While that track does carry with it a certain emotional weight due to its back story, the sitar laden, down-tempo tone of the track fits in well alongside the Latin and Caribbean rhythms that dominate the release. Of the four new Fort Knox Five tracks included in the set, the dance-ready “The Sax Pusher” stands out immediately and screams old school funk through the horn of Fort Knox and Thievery Corporation collaborator, Frank Mitchell. “‘The Sax Pusher’ is totally in the vein of classic Fort Knox; floor funk, organic R&B soul breaks,” said Myers. “It is funny because Frank laid down a one-take sax solo to ‘The Party Pushers’ [from the Fort Knox Five album Radio Free DC]that was incredibly good, but we only ended up using a few notes of it in the final mix because we just needed a little pop. So we had this solo that went on for 32 or 64 bars and we wrote the whole song around that one solo.”

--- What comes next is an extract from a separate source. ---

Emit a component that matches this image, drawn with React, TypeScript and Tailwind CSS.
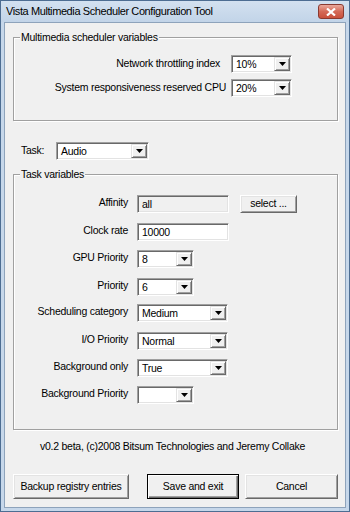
import React from "react";

const font = { fontFamily: '"Liberation Sans", Arial, sans-serif' };

function Arrow() {
  return (
    <div className="flex h-full w-[16px] items-center justify-center border border-t-[#e3e3e3] border-l-[#e3e3e3] border-r-[#696969] border-b-[#696969] bg-[#f0f0f0] shadow-[inset_1px_1px_0_#fff,inset_-1px_-1px_0_#a0a0a0]">
      <svg width="7" height="4" viewBox="0 0 7 4">
        <path d="M0 0h7L3.5 4z" fill="#000" />
      </svg>
    </div>
  );
}

function Combo({ value, w }: { value: string; w: string }) {
  return (
    <div
      className={`flex h-[18px] ${w} border border-t-[#a0a0a0] border-l-[#a0a0a0] border-r-white border-b-white bg-white shadow-[inset_1px_1px_0_#696969,inset_-1px_-1px_0_#e3e3e3] p-[1px]`}
    >
      <div className="flex-1 pl-[3px] text-[10.5px] leading-[14px] tracking-[-0.25px] text-black">{value}</div>
      <Arrow />
    </div>
  );
}

function Field({ value, disabled }: { value: string; disabled?: boolean }) {
  return (
    <div
      className={`h-[18px] w-[92px] border border-t-[#a0a0a0] border-l-[#a0a0a0] border-r-white border-b-white shadow-[inset_1px_1px_0_#696969,inset_-1px_-1px_0_#e3e3e3] pl-[4px] text-[10.5px] leading-[16px] tracking-[-0.25px] ${
        disabled ? "bg-[#f0f0f0]" : "bg-white"
      }`}
    >
      {value}
    </div>
  );
}

function Button({ label, w, isDefault }: { label: string; w: string; isDefault?: boolean }) {
  return (
    <div
      className={`flex h-[25px] ${w} items-center justify-center whitespace-nowrap bg-[#f0f0f0] text-[10.5px] tracking-[-0.25px] ${
        isDefault
          ? "border border-black shadow-[inset_1px_1px_0_#fff,inset_-1px_-1px_0_#696969,inset_-2px_-2px_0_#a0a0a0]"
          : "border border-t-white border-l-white border-r-[#696969] border-b-[#696969] shadow-[inset_1px_1px_0_#e3e3e3,inset_-1px_-1px_0_#a0a0a0]"
      }`}
    >
      {label}
    </div>
  );
}

function Group({ title, h, children }: { title: string; h: string; children: React.ReactNode }) {
  return (
    <div
      className={`relative ${h} w-[325px] border border-[#a0a0a0] shadow-[inset_1px_1px_0_#fff,1px_1px_0_#fff]`}
    >
      <div className="absolute -top-[7px] left-[6px] bg-[#f0f0f0] px-[1px] text-[10.5px] leading-[13px] tracking-[-0.25px]">
        {title}
      </div>
      {children}
    </div>
  );
}

function TaskRow({ label, mt, children }: { label: string; mt: string; children: React.ReactNode }) {
  return (
    <div className={`flex ${mt} h-[18px] items-start`}>
      <div className="w-[114px] whitespace-nowrap text-right text-[10.5px] leading-[14px] tracking-[-0.25px]">{label}</div>
      <div className="ml-[9px] flex items-center">{children}</div>
    </div>
  );
}

export default function App() {
  return (
    <div
      style={font}
      className="flex h-[512px] w-[350px] flex-col border border-[#4d6d92] bg-[#c6d7ea] text-black"
    >
      {/* Title bar */}
      <div className="flex h-[21px] items-center justify-between bg-gradient-to-b from-[#d3e1f0] to-[#c2d4e8] pl-[5px] pr-[5px]">
        <span className="text-[11px] leading-[15px] tracking-[-0.4px] text-black">
          Vista Multimedia Scheduler Configuration Tool
        </span>
        <div className="flex h-[15px] w-[26px] items-center justify-center rounded-[3px] border border-[#8a3a30] bg-gradient-to-b from-[#e9a99c] via-[#d46a58] to-[#c9503c]">
          <svg width="10" height="8" viewBox="0 0 10 8">
            <path d="M1 0.5l8 7M9 0.5l-8 7" stroke="#fff" strokeWidth="2.2" />
          </svg>
        </div>
      </div>

      {/* Client area */}
      <div className="mx-[3px] mb-[3px] flex-1 border border-[#8ea3bb] bg-[#f0f0f0] pl-[8px]">
        <div className="mt-[14px]">
          <Group title="Multimedia scheduler variables" h="h-[84px]">
            <div className="mt-[17px] flex h-[18px] items-center">
              <div className="w-[217px] whitespace-nowrap pr-[11px] text-right text-[10.5px] tracking-[-0.25px]">Network throttling index</div>
              <Combo value="10%" w="w-[61px]" />
            </div>
            <div className="mt-[6px] flex h-[18px] items-center">
              <div className="w-[217px] whitespace-nowrap pr-[5px] text-right text-[10.5px] tracking-[-0.25px]">System responsiveness reserved CPU</div>
              <Combo value="20%" w="w-[61px]" />
            </div>
          </Group>
        </div>

        <div className="mt-[21px] flex h-[18px] items-center">
          <div className="w-[43px] pl-[8px] text-[10.5px] tracking-[-0.25px]">Task:</div>
          <Combo value="Audio" w="w-[93px]" />
        </div>

        <div className="mt-[14px]">
          <Group title="Task variables" h="h-[256px]">
            <TaskRow label="Affinity" mt="mt-[20px]">
              <Field value="all" disabled />
              <div className="ml-[11px]">
                <div className="flex h-[18px] w-[57px] items-center justify-center border border-t-white border-l-white border-r-[#696969] border-b-[#696969] bg-[#f0f0f0] text-[10.5px] tracking-[-0.25px] shadow-[inset_1px_1px_0_#e3e3e3,inset_-1px_-1px_0_#a0a0a0]">
                  select ...
                </div>
              </div>
            </TaskRow>
            <TaskRow label="Clock rate" mt="mt-[10px]">
              <Field value="10000" />
            </TaskRow>
            <TaskRow label="GPU Priority" mt="mt-[9px]">
              <Combo value="8" w="w-[57px]" />
            </TaskRow>
            <TaskRow label="Priority" mt="mt-[10px]">
              <Combo value="6" w="w-[57px]" />
            </TaskRow>
            <TaskRow label="Scheduling category" mt="mt-[8px]">
              <Combo value="Medium" w="w-[91px]" />
            </TaskRow>
            <TaskRow label="I/O Priority" mt="mt-[10px]">
              <Combo value="Normal" w="w-[91px]" />
            </TaskRow>
            <TaskRow label="Background only" mt="mt-[9px]">
              <Combo value="True" w="w-[91px]" />
            </TaskRow>
            <TaskRow label="Background Priority" mt="mt-[9px]">
              <Combo value="" w="w-[57px]" />
            </TaskRow>
          </Group>
        </div>

        <div className="mt-[9px] w-[325px] whitespace-nowrap pr-[6px] text-center text-[10.5px] leading-[14px] tracking-[-0.25px]">
          v0.2 beta, (c)2008 Bitsum Technologies and Jeremy Collake
        </div>

        <div className="mt-[21px] flex">
          <Button label="Backup registry entries" w="w-[116px]" />
          <div className="ml-[18px]">
            <Button label="Save and exit" w="w-[92px]" isDefault />
          </div>
          <div className="ml-[6px]">
            <Button label="Cancel" w="w-[93px]" />
          </div>
        </div>
      </div>
    </div>
  );
}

While Frank Mitchell does get to play that solo live when they mount the full Fort Knox Five Live show (in the style of recent Thievery Corporation tours) for one-off gigs like the Earthdance Festival in California, when they invade Colorado later this month they will perform in what they call their “2×4” formation. “Jon and I are the principle DJs with Fort Knox and we’ve been doing our 2×4 thing, 2 people with 4 turntables, for all the festival shows and stuff like that for the last couple of years. It’s pretty great because, while it’s a DJ set, we are really building and rebuilding songs in a live context. We play a lot of our own acappella and instrumentals mixed in with mash-ups and stuff like that,” Raskin said. “Having said that, we have also been incorporating visuals into our set as well and it’s all tied together. We’ll be DJ-ing, VJ-ing and playing a couple of little MIDI trigger keyboards all at the same time. It’s what we call the ‘mini-live’ performance.”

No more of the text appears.